▶ _Written problem_
Return all lines below containing the word "components".

▶ _Supplied material_
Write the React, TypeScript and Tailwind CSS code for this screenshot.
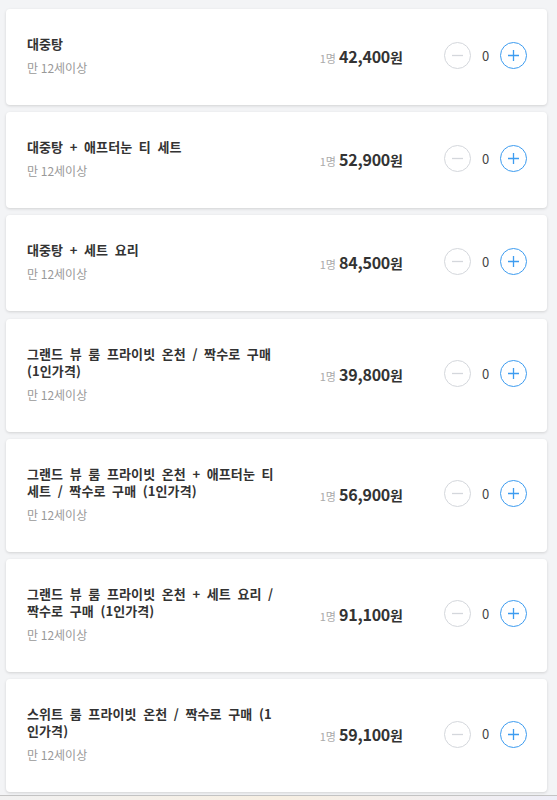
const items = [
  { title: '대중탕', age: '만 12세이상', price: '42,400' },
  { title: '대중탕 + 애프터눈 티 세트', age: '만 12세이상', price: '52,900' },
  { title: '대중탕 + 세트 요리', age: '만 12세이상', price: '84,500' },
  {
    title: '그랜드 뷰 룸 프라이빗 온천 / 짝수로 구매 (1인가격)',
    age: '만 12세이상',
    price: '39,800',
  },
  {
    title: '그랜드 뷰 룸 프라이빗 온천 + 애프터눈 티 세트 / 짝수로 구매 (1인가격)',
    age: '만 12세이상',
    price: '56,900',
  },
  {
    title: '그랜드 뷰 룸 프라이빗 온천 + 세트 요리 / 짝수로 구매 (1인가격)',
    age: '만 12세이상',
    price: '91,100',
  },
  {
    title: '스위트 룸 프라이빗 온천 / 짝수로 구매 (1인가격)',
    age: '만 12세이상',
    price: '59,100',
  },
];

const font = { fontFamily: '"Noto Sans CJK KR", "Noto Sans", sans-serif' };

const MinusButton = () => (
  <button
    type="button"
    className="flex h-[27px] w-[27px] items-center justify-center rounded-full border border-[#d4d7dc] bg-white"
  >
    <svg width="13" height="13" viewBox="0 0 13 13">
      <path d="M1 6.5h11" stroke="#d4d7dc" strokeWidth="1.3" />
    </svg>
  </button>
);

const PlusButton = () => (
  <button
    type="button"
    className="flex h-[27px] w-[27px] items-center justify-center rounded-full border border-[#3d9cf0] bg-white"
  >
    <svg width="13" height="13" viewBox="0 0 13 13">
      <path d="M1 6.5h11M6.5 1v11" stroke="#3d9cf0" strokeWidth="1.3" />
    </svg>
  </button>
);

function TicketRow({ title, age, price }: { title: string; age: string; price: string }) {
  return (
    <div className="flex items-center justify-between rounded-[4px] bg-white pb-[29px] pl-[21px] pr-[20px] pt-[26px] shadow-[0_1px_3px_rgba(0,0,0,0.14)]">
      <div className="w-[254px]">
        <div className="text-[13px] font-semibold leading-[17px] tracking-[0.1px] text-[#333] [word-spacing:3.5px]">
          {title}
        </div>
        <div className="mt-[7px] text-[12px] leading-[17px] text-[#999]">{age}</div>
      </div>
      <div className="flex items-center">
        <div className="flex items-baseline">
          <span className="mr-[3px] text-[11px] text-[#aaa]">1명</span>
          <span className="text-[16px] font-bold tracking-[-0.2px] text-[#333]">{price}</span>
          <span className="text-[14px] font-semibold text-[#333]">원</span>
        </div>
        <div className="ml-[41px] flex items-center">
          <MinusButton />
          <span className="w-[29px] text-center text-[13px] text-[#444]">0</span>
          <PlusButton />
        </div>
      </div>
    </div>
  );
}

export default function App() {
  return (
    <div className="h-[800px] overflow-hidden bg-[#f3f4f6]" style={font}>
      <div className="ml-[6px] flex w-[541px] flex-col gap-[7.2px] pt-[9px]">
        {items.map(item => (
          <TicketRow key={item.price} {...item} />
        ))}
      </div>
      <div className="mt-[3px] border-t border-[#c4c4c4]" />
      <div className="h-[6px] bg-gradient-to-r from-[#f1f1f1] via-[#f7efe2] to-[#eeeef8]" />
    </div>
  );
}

...

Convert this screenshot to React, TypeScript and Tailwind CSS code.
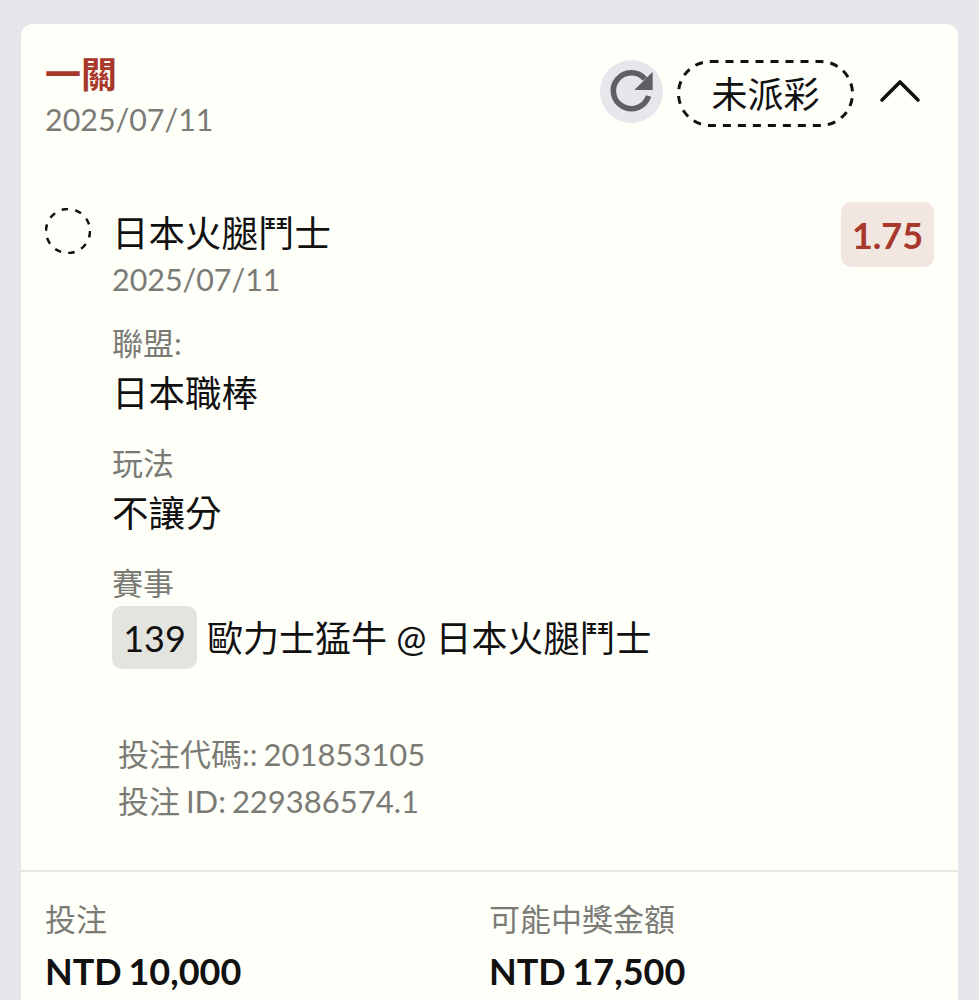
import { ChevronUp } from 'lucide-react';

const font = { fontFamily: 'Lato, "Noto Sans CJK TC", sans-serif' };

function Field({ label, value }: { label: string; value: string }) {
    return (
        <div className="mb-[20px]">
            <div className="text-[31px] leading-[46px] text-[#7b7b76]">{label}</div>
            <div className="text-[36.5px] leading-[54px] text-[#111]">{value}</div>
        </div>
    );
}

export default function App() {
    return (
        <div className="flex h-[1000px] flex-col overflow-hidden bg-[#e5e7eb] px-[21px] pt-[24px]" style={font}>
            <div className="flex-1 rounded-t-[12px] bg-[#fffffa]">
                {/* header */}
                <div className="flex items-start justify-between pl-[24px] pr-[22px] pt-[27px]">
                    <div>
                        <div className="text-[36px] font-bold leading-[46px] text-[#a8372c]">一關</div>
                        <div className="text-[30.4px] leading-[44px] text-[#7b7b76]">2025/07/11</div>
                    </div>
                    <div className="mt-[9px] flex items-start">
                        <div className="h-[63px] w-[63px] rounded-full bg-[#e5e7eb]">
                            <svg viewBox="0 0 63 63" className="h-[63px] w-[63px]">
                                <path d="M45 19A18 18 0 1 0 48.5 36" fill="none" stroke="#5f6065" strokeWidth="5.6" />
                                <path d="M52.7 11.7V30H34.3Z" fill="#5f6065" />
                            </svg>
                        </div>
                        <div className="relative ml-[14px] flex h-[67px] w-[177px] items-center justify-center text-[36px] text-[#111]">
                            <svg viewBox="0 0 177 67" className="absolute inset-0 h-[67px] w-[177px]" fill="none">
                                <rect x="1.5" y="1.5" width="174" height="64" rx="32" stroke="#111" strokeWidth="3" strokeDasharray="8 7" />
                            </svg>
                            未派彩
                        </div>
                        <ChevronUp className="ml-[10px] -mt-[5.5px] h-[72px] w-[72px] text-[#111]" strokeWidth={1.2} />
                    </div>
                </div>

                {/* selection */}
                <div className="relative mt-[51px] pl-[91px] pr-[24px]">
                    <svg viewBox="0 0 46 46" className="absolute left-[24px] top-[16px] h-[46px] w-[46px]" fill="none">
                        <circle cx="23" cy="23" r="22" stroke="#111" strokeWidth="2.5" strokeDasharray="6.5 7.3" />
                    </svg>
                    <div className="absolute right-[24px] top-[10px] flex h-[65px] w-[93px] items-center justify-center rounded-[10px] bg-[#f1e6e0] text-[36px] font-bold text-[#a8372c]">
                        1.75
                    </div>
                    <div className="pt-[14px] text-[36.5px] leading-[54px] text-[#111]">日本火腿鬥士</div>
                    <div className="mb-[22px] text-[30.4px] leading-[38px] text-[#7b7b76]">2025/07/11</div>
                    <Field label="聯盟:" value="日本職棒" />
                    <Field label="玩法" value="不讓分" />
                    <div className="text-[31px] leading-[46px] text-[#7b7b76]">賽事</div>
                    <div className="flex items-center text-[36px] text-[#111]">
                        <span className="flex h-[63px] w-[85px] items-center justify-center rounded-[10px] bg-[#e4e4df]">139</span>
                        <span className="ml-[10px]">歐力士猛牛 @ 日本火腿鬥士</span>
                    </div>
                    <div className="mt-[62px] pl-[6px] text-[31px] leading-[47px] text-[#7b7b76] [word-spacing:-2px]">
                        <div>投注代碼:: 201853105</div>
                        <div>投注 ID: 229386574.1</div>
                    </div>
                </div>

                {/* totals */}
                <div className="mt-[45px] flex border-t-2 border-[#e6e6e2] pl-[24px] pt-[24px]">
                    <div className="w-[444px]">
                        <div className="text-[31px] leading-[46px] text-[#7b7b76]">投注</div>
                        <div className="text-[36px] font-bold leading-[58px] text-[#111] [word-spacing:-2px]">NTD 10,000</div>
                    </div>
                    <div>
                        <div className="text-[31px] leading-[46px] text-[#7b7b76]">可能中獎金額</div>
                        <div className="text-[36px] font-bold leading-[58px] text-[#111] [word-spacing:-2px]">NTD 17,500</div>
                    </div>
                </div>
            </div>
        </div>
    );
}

==

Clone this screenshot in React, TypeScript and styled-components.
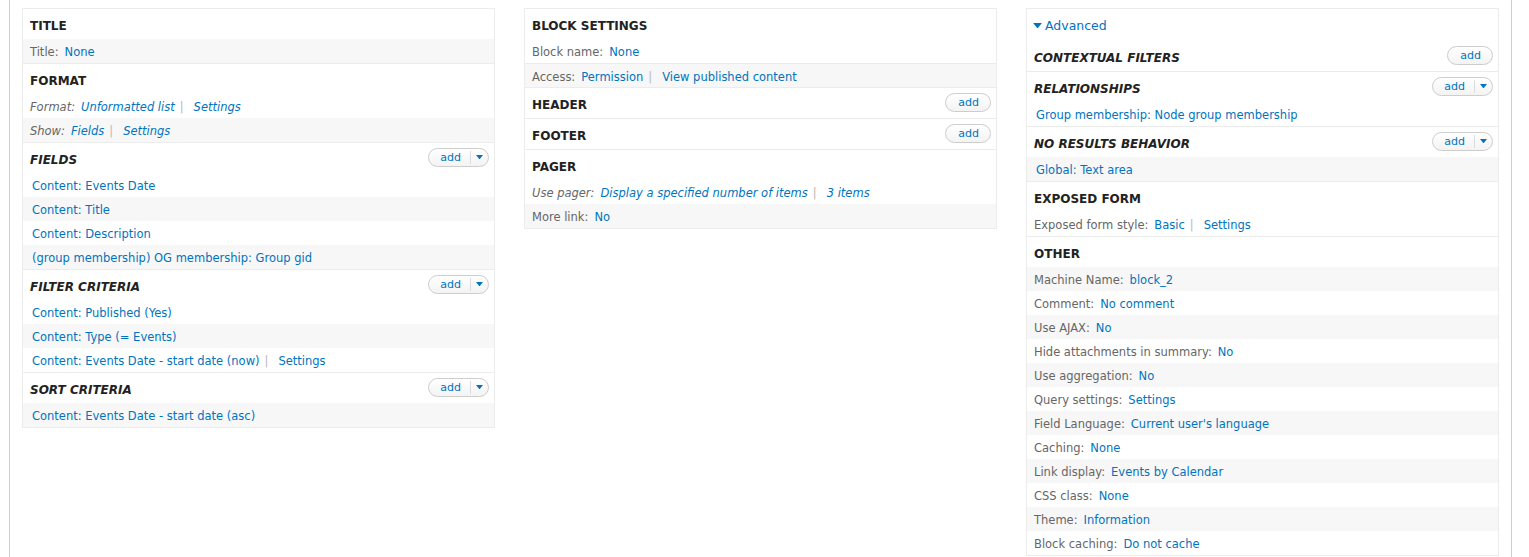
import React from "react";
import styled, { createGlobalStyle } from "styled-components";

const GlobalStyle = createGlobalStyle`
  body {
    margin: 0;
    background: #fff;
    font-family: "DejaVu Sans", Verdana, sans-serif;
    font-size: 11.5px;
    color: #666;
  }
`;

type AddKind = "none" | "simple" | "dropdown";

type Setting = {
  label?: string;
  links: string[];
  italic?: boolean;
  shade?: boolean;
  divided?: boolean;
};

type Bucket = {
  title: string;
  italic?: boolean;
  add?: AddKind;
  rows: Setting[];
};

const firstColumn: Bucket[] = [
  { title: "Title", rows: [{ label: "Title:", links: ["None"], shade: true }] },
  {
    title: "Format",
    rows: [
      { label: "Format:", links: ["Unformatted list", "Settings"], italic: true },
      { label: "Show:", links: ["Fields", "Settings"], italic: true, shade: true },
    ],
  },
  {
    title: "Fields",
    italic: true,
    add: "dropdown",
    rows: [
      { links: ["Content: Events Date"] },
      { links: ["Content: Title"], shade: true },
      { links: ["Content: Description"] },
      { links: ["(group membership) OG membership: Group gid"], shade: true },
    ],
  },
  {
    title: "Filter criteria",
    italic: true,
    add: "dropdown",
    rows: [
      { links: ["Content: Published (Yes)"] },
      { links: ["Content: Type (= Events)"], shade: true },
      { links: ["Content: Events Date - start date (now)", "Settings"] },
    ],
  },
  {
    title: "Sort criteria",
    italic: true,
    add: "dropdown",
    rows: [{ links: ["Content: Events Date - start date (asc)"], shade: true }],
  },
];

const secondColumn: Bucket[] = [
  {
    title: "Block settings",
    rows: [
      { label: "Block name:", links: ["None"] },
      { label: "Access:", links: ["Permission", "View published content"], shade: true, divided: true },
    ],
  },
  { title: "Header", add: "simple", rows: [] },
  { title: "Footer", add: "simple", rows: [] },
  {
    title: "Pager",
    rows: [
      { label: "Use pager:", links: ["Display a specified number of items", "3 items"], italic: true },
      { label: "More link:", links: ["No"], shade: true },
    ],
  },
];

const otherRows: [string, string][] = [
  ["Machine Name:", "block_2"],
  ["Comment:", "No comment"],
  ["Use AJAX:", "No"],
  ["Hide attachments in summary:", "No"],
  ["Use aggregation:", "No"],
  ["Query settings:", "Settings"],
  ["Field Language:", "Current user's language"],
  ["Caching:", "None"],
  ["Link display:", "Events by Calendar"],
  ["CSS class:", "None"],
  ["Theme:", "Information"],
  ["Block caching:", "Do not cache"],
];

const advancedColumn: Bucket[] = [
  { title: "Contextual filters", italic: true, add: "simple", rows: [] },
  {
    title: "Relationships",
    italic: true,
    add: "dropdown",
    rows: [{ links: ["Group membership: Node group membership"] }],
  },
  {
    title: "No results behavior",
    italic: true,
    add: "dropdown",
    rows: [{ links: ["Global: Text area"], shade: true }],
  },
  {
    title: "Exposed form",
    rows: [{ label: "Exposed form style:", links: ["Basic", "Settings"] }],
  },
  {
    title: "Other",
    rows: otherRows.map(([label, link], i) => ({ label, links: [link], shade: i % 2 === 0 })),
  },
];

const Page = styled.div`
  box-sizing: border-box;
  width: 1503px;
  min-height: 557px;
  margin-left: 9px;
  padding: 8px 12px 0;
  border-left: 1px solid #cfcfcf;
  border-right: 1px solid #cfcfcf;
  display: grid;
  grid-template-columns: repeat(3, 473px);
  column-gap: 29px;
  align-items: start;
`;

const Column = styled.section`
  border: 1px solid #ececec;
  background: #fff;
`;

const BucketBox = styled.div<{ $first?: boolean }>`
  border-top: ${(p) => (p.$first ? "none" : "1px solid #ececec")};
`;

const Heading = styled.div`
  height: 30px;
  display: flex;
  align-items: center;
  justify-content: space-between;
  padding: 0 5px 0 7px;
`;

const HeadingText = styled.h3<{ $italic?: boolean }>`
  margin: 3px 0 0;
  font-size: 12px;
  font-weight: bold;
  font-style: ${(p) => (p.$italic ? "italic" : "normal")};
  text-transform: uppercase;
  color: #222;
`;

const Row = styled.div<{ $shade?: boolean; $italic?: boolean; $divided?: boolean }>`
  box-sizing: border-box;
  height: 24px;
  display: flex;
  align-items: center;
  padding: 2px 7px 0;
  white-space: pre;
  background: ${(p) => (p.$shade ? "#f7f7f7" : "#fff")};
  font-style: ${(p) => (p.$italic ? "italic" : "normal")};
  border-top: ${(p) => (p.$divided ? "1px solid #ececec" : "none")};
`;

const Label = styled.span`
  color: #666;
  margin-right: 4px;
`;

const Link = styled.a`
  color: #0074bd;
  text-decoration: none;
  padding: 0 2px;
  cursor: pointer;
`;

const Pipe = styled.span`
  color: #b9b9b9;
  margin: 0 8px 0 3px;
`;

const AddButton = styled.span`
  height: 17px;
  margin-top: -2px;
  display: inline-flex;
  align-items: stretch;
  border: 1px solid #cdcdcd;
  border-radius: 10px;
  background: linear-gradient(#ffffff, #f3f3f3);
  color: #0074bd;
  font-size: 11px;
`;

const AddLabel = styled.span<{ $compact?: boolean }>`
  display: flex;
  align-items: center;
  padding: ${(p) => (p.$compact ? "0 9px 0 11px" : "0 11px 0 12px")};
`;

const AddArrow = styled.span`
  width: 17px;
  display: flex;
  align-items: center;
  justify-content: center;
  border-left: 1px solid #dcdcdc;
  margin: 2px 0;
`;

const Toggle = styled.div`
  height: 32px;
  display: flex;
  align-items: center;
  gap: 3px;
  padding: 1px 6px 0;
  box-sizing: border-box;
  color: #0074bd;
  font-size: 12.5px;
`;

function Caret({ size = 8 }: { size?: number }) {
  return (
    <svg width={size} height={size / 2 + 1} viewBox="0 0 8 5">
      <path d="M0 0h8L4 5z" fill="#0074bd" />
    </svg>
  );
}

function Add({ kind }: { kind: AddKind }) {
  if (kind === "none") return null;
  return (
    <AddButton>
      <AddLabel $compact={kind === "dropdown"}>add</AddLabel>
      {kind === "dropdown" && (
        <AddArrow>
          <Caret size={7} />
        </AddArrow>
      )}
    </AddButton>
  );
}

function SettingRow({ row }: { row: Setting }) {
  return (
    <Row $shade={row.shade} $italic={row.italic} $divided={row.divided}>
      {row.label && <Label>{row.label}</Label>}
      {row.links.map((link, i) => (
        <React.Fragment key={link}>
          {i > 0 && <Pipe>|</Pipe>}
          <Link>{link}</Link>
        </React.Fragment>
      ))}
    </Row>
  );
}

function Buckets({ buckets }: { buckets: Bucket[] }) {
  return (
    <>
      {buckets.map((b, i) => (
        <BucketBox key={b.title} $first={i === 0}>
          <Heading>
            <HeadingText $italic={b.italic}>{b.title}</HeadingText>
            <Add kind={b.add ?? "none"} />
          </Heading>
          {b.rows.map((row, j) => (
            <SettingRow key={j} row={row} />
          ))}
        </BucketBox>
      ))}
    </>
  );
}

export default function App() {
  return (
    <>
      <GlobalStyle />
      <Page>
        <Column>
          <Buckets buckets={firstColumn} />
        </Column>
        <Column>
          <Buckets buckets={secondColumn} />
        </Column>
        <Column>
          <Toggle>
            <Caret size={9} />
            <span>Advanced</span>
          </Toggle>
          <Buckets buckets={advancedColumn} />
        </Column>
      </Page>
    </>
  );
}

▶ _Task output_
Clone this screenshot in React, TypeScript and styled-components.
import styled, { createGlobalStyle } from "styled-components";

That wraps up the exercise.